Different gcc versions have different features, macro CONFIG_LSX_OPT
and CONFIG_LASX_OPT is added here to detect whether gcc supports
built-in lsx/lasx macro.
Function buffer_zero_lsx() is added for 128bit simd fpu optimization,
and function buffer_zero_lasx() is for 256bit simd fpu optimization.
Loongarch gcc built-in lsx/lasx macro can be used only when compiler
option -mlsx/-mlasx is added, and there is no separate compiler option
for function only.

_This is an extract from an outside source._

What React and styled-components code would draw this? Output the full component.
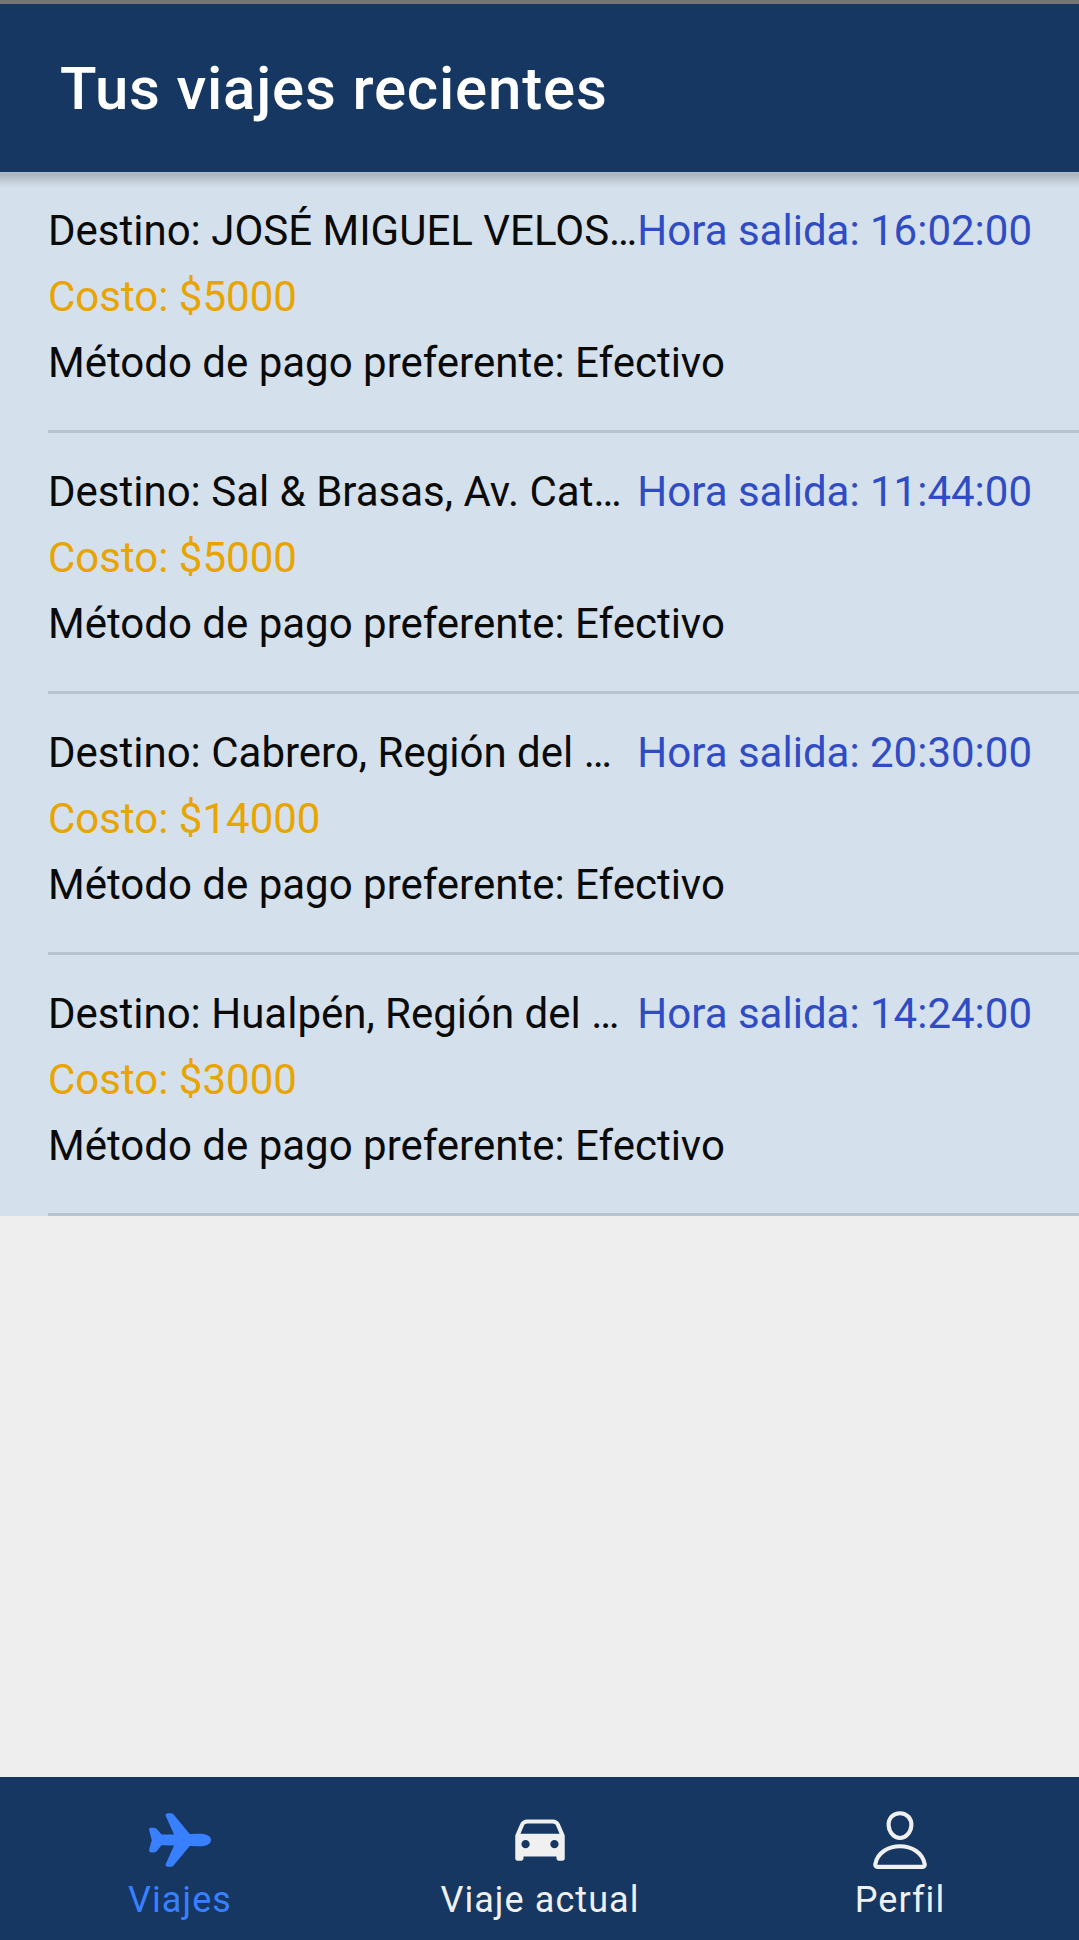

So it is only in effect when qemu is compiled with
parameter --extra-cflags="-mlasx"
Signed-off-by: Bibo Mao <maobibo@loongson.cn>
---
meson.build | 11 +++++
util/bufferiszero.c | 103 ++++++++++++++++++++++++++++++++++++++++++++
2 files changed, 114 insertions(+)
diff --git a/meson.build b/meson.build
index 6386607144..29bc362d7a 100644
--- a/meson.build
+++ b/meson.build
@@ -2855,6 +2855,17 @@ config_host_data.set('CONFIG_ARM_AES_BUILTIN', cc.compiles('''
void foo(uint8x16_t *p) { *p = vaesmcq_u8(*p); }
'''))
+# For Loongarch64, detect if LSX/LASX are available.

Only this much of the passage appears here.